Gebrakan yang dinantikan itu pun mulai tampak di musim 2020/2021. Sejauh ini, Tottenham berhasil memperlihatkan performa yang begitu konsisten. Khusus di lini serang, ada kedinamisan yang dimunculkan Mourinho. Hal tersebut bikin duet Kane dan Son punya ruang lebih untuk memamerkan kemampuannya.
Kane yang merupakan striker klasik tapi lihai melakukan link up play ditempatkan sang pelatih di pos striker tunggal atau penyerang tengah. Sementara Son diplot sebagai winger maupun gelandang serang.
Kendati demikian, kedua pemain ini acap melakukan permutasi posisi. Kane yang seharusnya ada di tengah dan jadi eksekutor, tiba-tiba bergerak menyisir area sayap atau malah berdiri di belakang Son yang maju ke depan serta mengisi ruang yang ditinggalkan Kane.
Pertukaran posisi itu juga yang membuat lini belakang lawan kebingungan lantaran para bek tengah yang ditugaskan menjaga Kane justru ikut tertarik dengan pergerakannya sehingga Son lepas dari kawalan dan jadi eksekutor peluang.
Begitu pula sebaliknya, kelebihan Son dalam memegang bola, menarik atensi lawan dan melepas umpan bikin Kane yang piawai mencari ruang bisa dengan mudah mencetak gol.
Duet Kane dan Son di Tottenham bak sepuhan Mourinho di Stadion Stamford Bridge pada pertengahan 2000-an silam dalam wujud Frank Lampard dan Didier Drogba. Saat itu, keduanya memang sangat pandai melakukan pertukaran posisi guna mencetak gol sebanyak-banyaknya untuk kesuksesan Chelsea.
Terlebih, Mourinho juga memiliki figur-figur semisal Hugo Lloris, Toby Alderweireld, Sergio Reguilon, Pierre-Emile Hojbjerg, dan Tanguy Ndombele yang jadi kunci menyempurnakan skema permainan kesukaannya.
Kendati begitu, Mourinho tak ingin besar kepala dengan performa tim besutannya.
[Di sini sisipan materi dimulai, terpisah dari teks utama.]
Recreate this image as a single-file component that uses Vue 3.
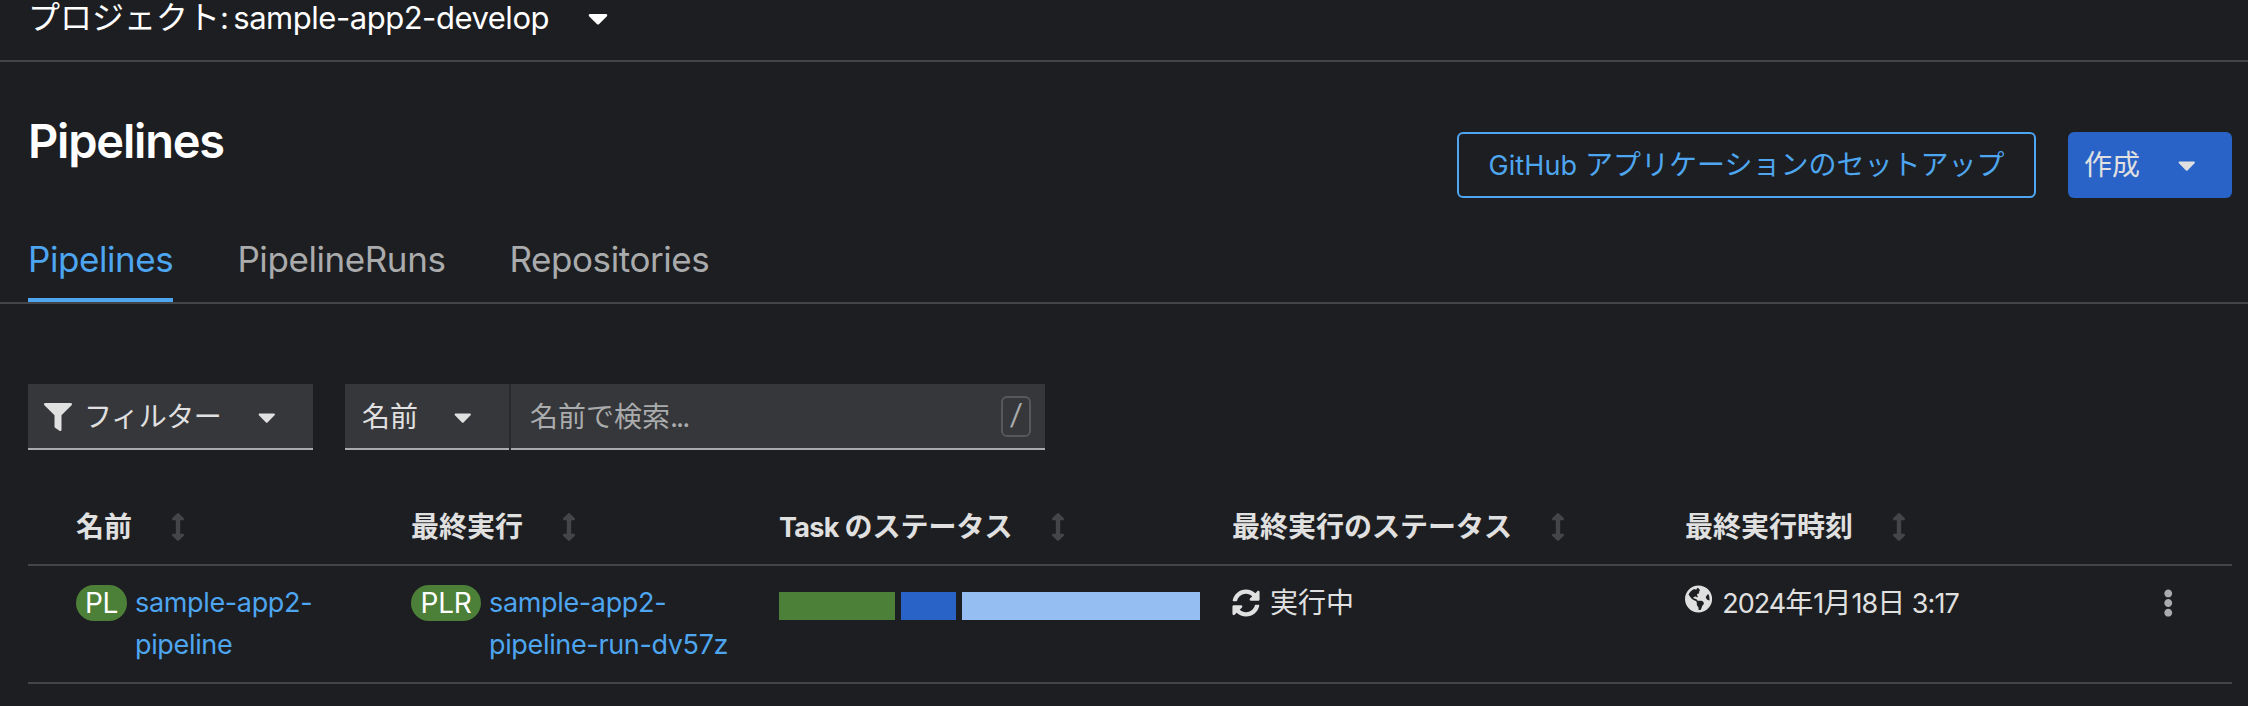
<script setup>
import { ref } from 'vue'

const project = 'sample-app2-develop'

const tabs = ['Pipelines', 'PipelineRuns', 'Repositories']
const activeTab = ref('Pipelines')

const columns = [
  { key: 'name', label: '名前' },
  { key: 'lastRun', label: '最終実行' },
  { key: 'tasks', latin: 'Task', label: 'のステータス' },
  { key: 'status', label: '最終実行のステータス' },
  { key: 'time', label: '最終実行時刻' },
]

// flex is the share of tasks in each state
const segments = [
  { state: 'succeeded', flex: 116 },
  { state: 'running', flex: 55 },
  { state: 'pending', flex: 238 },
]

const icons = {
  caret: {
    box: '0 0 320 512',
    d: 'M31.3 192h257.3c17.8 0 26.7 21.5 14.1 34.1L174.1 354.8c-7.8 7.8-20.5 7.8-28.3 0L17.2 226.1C4.6 213.5 13.5 192 31.3 192z',
  },
  filter: {
    box: '0 0 512 512',
    d: 'M487.976 0H24.028C2.71 0-8.047 25.866 7.058 40.971L192 225.941V432c0 7.831 3.821 15.17 10.237 19.662l80 55.98C298.02 518.69 320 507.493 320 487.98V225.941l184.947-184.97C520.021 25.896 509.338 0 487.976 0z',
  },
  sort: {
    box: '0 0 256 512',
    d: 'M214.059 377.941H168V134.059h46.059c21.382 0 32.09-25.851 16.971-40.971L144.971 7.029c-9.373-9.373-24.568-9.373-33.941 0L24.971 93.088c-15.119 15.119-4.411 40.971 16.971 40.971H88v243.882H41.941c-21.382 0-32.09 25.851-16.971 40.971l86.059 86.059c9.373 9.373 24.568 9.373 33.941 0l86.059-86.059c15.12-15.119 4.412-40.971-16.97-40.971z',
  },
  sync: {
    box: '0 0 512 512',
    d: 'M370.72 133.28C339.458 104.008 298.888 87.962 255.848 88c-77.458.068-144.328 53.178-162.791 126.85-1.344 5.363-6.122 9.15-11.651 9.15H24.103c-7.498 0-13.194-6.807-11.807-14.176C33.933 94.924 134.813 8 256 8c66.448 0 126.791 26.136 171.315 68.685L463.03 40.97C478.149 25.851 504 36.559 504 57.941V192c0 13.255-10.745 24-24 24H345.941c-21.382 0-32.09-25.851-16.971-40.971l41.75-41.749zM32 296h134.059c21.382 0 32.09 25.851 16.971 40.971l-41.75 41.75c31.262 29.273 71.835 45.319 114.876 45.28 77.418-.07 144.315-53.144 162.787-126.849 1.344-5.363 6.122-9.15 11.651-9.15h57.304c7.498 0 13.194 6.807 11.807 14.176C478.067 417.076 377.187 504 256 504c-66.448 0-126.791-26.136-171.315-68.685L48.97 471.03C33.851 486.149 8 475.441 8 454.059V320c0-13.255 10.745-24 24-24z',
  },
  globe: {
    box: '0 0 496 512',
    d: 'M248 8C111.03 8 0 119.03 0 256s111.03 248 248 248 248-111.03 248-248S384.97 8 248 8zm82.29 357.6c-3.9 3.88-7.99 7.95-11.31 11.28-2.99 3-5.1 6.7-6.17 10.71-1.51 5.66-2.73 11.38-4.77 16.87l-17.39 46.85c-13.76 3-28 4.69-42.65 4.69v-27.38c1.69-12.62-7.64-36.26-22.63-51.25-6-6-9.37-14.14-9.37-22.63v-32.01c0-11.64-6.27-22.34-16.46-27.97-14.37-7.95-34.81-19.06-48.81-26.11-11.48-5.78-22.1-13.14-31.65-21.75l-.8-.72a114.792 114.792 0 0 1-18.06-20.74c-9.38-13.77-24.66-36.42-34.59-51.14 20.47-45.5 57.36-82.04 103.2-101.89l24.01 12.01C203.48 89.74 216 82.01 216 70.11v-11.3c7.99-1.29 16.12-2.11 24.39-2.42l28.3 28.3c6.25 6.25 6.25 16.38 0 22.63L264 112l-10.34 10.34c-3.12 3.12-3.12 8.19 0 11.31l4.69 4.69c3.12 3.12 3.12 8.19 0 11.31l-8 8a8.008 8.008 0 0 1-5.66 2.34h-8.99c-2.08 0-4.08.81-5.58 2.27l-9.92 9.65a8.008 8.008 0 0 0-1.58 9.31l15.59 31.19c2.66 5.32-1.21 11.58-7.15 11.58h-5.64c-1.93 0-3.79-.7-5.24-1.96l-9.28-8.06a16.017 16.017 0 0 0-15.55-3.1l-31.17 10.39a11.95 11.95 0 0 0-8.17 11.34c0 4.53 2.56 8.66 6.61 10.69l11.08 5.54c9.41 4.71 19.79 7.16 30.31 7.16s22.59 27.29 32 32h66.75c8.49 0 16.62 3.37 22.63 9.37l13.69 13.69a30.503 30.503 0 0 1 8.93 21.57 46.536 46.536 0 0 1-13.72 32.98zM417 274.25c-5.79-1.45-10.84-5-14.15-9.97l-17.98-26.97a23.97 23.97 0 0 1 0-26.62l19.59-29.38c2.32-3.47 5.5-6.29 9.24-8.15l12.98-6.49C440.2 193.59 448 223.87 448 256c0 8.67-.74 17.16-1.82 25.54L417 274.25z',
  },
  kebab: {
    box: '0 0 192 512',
    d: 'M96 184c39.8 0 72 32.2 72 72s-32.2 72-72 72-72-32.2-72-72 32.2-72 72-72zM24 80c0 39.8 32.2 72 72 72s72-32.2 72-72S135.8 8 96 8 24 40.2 24 80zm0 352c0 39.8 32.2 72 72 72s72-32.2 72-72-32.2-72-72-72-72 32.2-72 72z',
  },
}
</script>

<template>
  <div class="page">
    <header class="project-bar">
      <span>プロジェクト<span class="latin"><span class="colon">: </span>{{ project }}</span></span>
      <svg class="icon" :viewBox="icons.caret.box"><path :d="icons.caret.d" /></svg>
    </header>

    <div class="heading">
      <h1>Pipelines</h1>
      <div class="actions">
        <button class="btn btn-outline"><span><span class="latin">GitHub</span> アプリケーションのセットアップ</span></button>
        <button class="btn btn-primary">
          作成
          <svg class="icon push" :viewBox="icons.caret.box"><path :d="icons.caret.d" /></svg>
        </button>
      </div>
    </div>

    <nav class="tabs">
      <a
        v-for="tab in tabs"
        :key="tab"
        class="tab"
        :class="{ active: tab === activeTab }"
        @click="activeTab = tab"
      >{{ tab }}</a>
    </nav>

    <div class="toolbar">
      <div class="control filter">
        <svg class="icon" :viewBox="icons.filter.box"><path :d="icons.filter.d" /></svg>
        フィルター
        <svg class="icon push" :viewBox="icons.caret.box"><path :d="icons.caret.d" /></svg>
      </div>
      <div class="search-group">
        <div class="control select">
          名前
          <svg class="icon push" :viewBox="icons.caret.box"><path :d="icons.caret.d" /></svg>
        </div>
        <div class="control search">
          <span>名前で検索<span class="dots">...</span></span>
          <kbd>/</kbd>
        </div>
      </div>
    </div>

    <table>
      <colgroup>
        <col class="w-name" />
        <col class="w-run" />
        <col class="w-tasks" />
        <col class="w-status" />
        <col class="w-time" />
        <col />
      </colgroup>
      <thead>
        <tr>
          <th v-for="col in columns" :key="col.key">
            <div class="th-inner">
              <span><span v-if="col.latin" class="latin">{{ col.latin }}&nbsp;</span>{{ col.label }}</span>
              <svg class="icon sort" :viewBox="icons.sort.box"><path :d="icons.sort.d" /></svg>
            </div>
          </th>
          <th></th>
        </tr>
      </thead>
      <tbody>
        <tr>
          <td>
            <div class="resource">
              <span class="badge">PL</span>
              <a class="latin">sample-app2-<br />pipeline</a>
            </div>
          </td>
          <td>
            <div class="resource">
              <span class="badge wide">PLR</span>
              <a class="latin">sample-app2-<br />pipeline-run-dv57z</a>
            </div>
          </td>
          <td>
            <div class="progress">
              <span
                v-for="s in segments"
                :key="s.state"
                :class="s.state"
                :style="{ flexGrow: s.flex }"
              ></span>
            </div>
          </td>
          <td>
            <div class="status">
              <svg class="icon" :viewBox="icons.sync.box"><path :d="icons.sync.d" /></svg>
              実行中
            </div>
          </td>
          <td>
            <div class="status">
              <svg class="icon globe" :viewBox="icons.globe.box"><path :d="icons.globe.d" /></svg>
              <span class="date"><span>2024</span>年<span>1</span>月<span>18</span>日<span> 3:17</span></span>
            </div>
          </td>
          <td class="kebab-cell">
            <div class="status">
              <svg class="icon kebab" :viewBox="icons.kebab.box"><path :d="icons.kebab.d" /></svg>
            </div>
          </td>
        </tr>
      </tbody>
    </table>
  </div>
</template>

<style>
body {
  background: #1c1e21;
}
</style>

<style scoped>
.page {
  height: 706px;
  overflow: hidden;
  background: #1c1e21;
  color: #e0e0e0;
  font-family: Inter, "Noto Sans CJK JP", sans-serif;
  font-size: 28px;
  line-height: 42px;
}
.icon {
  display: block;
  flex: none;
  height: 28px;
  fill: currentColor;
}
.push {
  margin-left: auto;
}
/* Latin glyphs run larger than the kana at the same size */
.latin {
  font-size: 27px;
  line-height: 1;
  letter-spacing: -0.35px;
}

.project-bar {
  display: flex;
  box-sizing: border-box;
  height: 62px;
  padding-left: 28px;
  border-bottom: 2px solid #444548;
  color: #fff;
  font-size: 32px;
  line-height: 36px;
}
.project-bar .latin {
  font-size: 31px;
  letter-spacing: -0.47px;
}
.project-bar .colon {
  letter-spacing: -2.2px;
}
.project-bar .icon {
  height: 32px;
  margin: 2px 0 0 39px;
}

.heading {
  display: flex;
  justify-content: space-between;
  height: 122px;
  padding: 48px 16px 0 28px;
}
h1 {
  margin: 0;
  color: #fff;
  font-size: 47px;
  font-weight: 600;
  line-height: 62px;
  letter-spacing: -1.2px;
}
.actions {
  display: flex;
  gap: 32px;
  margin-top: 22px;
}
.btn {
  display: flex;
  align-items: center;
  box-sizing: border-box;
  height: 66px;
  border: 0;
  border-radius: 6px;
  font: inherit;
  white-space: nowrap;
}
.btn-outline {
  justify-content: center;
  width: 579px;
  border: 2px solid #4ea5f0;
  background: none;
  color: #4ea5f0;
}
.btn-outline .latin {
  letter-spacing: 0.1px;
}
.btn-primary {
  width: 164px;
  padding: 0 37px 0 16px;
  background: #2963c7;
  color: #e0e0e0;
}

.tabs {
  display: flex;
  gap: 64px;
  padding-left: 28px;
  border-bottom: 2px solid #444548;
}
.tab {
  padding-bottom: 12px;
  border-bottom: 4px solid transparent;
  color: #aaabac;
  font-size: 35px;
  line-height: 54px;
  letter-spacing: -0.42px;
}
.tab.active {
  border-color: #4ea5f0;
  color: #4ea5f0;
}

.toolbar {
  display: flex;
  gap: 32px;
  margin: 80px 0 40px 28px;
}
.search-group {
  display: flex;
  gap: 2px;
  background: #292a2e;
}
.control {
  display: flex;
  align-items: center;
  box-sizing: border-box;
  height: 66px;
  padding: 2px 38px 0 17px;
  border-bottom: 2px solid #aaabac;
  background: #36373a;
}
.filter {
  width: 285px;
  padding-left: 16px;
  letter-spacing: -0.4px;
}
.filter .icon:first-child {
  margin-right: 12px;
}
.select {
  width: 164px;
}
.search {
  justify-content: space-between;
  width: 534px;
  padding: 0 14px 0 19px;
  color: #aaabac;
}
.search > span {
  margin-top: 2px;
}
.dots {
  letter-spacing: -2px;
}
kbd {
  box-sizing: border-box;
  width: 30px;
  height: 41px;
  border: 2px solid #57585b;
  border-radius: 6px;
  font: 31px/33px Lato, sans-serif;
  text-align: center;
}

table {
  width: 2204px;
  margin-left: 28px;
  border-collapse: separate;
  border-spacing: 0;
  table-layout: fixed;
}
.w-name {
  width: 367px;
}
.w-run {
  width: 368px;
}
.w-tasks,
.w-status {
  width: 453px;
}
.w-time {
  width: 454px;
}
th,
td {
  padding: 16px;
  border-bottom: 2px solid #444548;
  text-align: left;
  vertical-align: top;
  white-space: nowrap;
}
th:first-child,
td:first-child {
  padding-left: 48px;
}
.th-inner {
  display: flex;
  align-items: center;
  height: 42px;
  font-weight: 700;
}
.th-inner .latin {
  letter-spacing: -0.7px;
}
.sort {
  margin-left: 39px;
  color: #444548;
}
.resource {
  display: flex;
  gap: 8px;
}
.resource a {
  color: #4ea5f0;
  line-height: 42px;
}
.badge {
  width: 51px;
  height: 36px;
  margin-top: 3px;
  border-radius: 18px;
  background: #4c8039;
  color: #fff;
  font-size: 28px;
  line-height: 36px;
  letter-spacing: -0.3px;
  text-align: center;
}
.badge.wide {
  width: 70px;
}
.progress {
  display: flex;
  gap: 6px;
  height: 28px;
  margin-top: 10px;
}
.succeeded {
  background: #4c8039;
}
.running {
  background: #2963c7;
}
.pending {
  background: #95bff2;
}
.status {
  display: flex;
  align-items: center;
  gap: 10px;
  height: 42px;
}
.globe {
  margin-bottom: 8px;
}
.date span {
  font-size: 27px;
  line-height: 1;
  letter-spacing: -0.95px;
}
.kebab-cell {
  padding-left: 40px;
}
.kebab {
  color: #aaabac;
}
</style>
Dalam wawancaranya dengan BBC, eks pelatih Internazionale Milano dan Real Madrid itu tetap menyebut bahwa The Lilywhites tidak sedang bersaing memperebutkan gelar juara, tetapi berusaha memenangkan laga demi laga yang mereka jalani.
Meski demikian, berbekal mesin tempur beringas dalam wujud Kane dan Son, ada rasa wajar bila pendukung Tottenham mulai berani bermimpi melihat tim favoritnya bakal meraih sesuatu di pengujung musim ini. Baik yang prestisius maupun yang disebut piala ciki.